ABSTRACT

In comparison to the MgO–SiO₂–H₂O (MSH) system, the addition of Al₂O₃ (as required in the pyrope composition) makes the effects of H₂O on the high-pressure phase behavior of pyrope extremely complicated. This is because the MgO–Al₂O₃–SiO₂–H₂O (MASH) system involves more than twice as many crystalline hydrous phases as the MSH system. Experimental investigations of the effect of H₂O on the phase behavior of pyrope have so far revealed only three phase assemblages plus various unidentified assemblages in the pressure range 1.5–3.5 GPa and in the presence of excess H₂O. Thus, a theoretical study based on the ambient densities of various phase assemblages which are relevant to the pyrope-H₂O composition at various H₂O content and at high pressures and temperatures is undertaken in the present work. The results of the present study not only shed light on the unidentified phase assemblages revealed in the experimental studies involving excess H₂O, but also predict many possible phase assemblages at any given amounts of H₂O up to pressures of a few tens of GPa.

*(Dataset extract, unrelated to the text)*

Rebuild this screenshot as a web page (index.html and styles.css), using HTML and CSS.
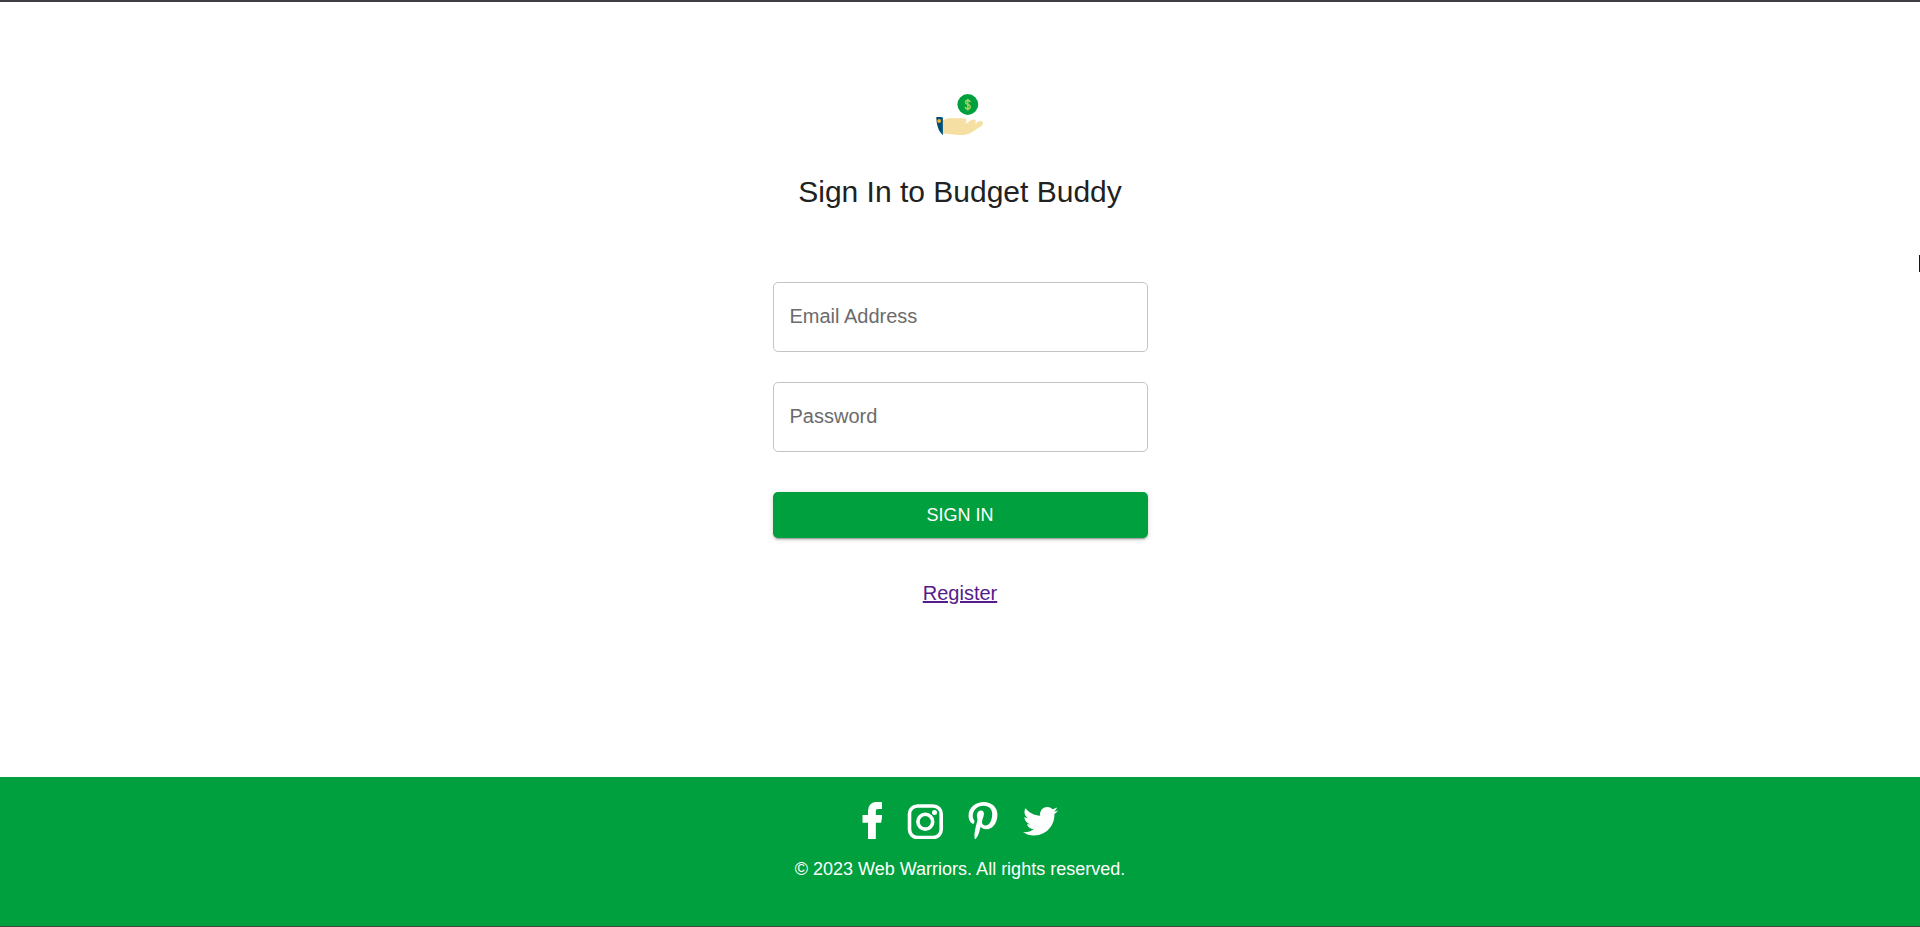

The high-pressure ilmenite form of pyrope is predicted not to exist when more than 1.1 wt% H₂O is present. For a model mantle which is rich in pyrope and contains less than 1 wt% H₂O, the three polymorphs of Mg₃Al₂Si₃ O₁₂ (pyrope, ilmenite and perovskite) would diversify into more than ten phase assemblages which contain various hydrous phases at various pressure and temperature conditions. The effect of H₂O on the phase behavior of an aluminous enstatite, which is a more likely candidate than both enstatite and pyrope in the Earth's mantle, is closer to pyrope than to enstatite at high pressures and temperatures.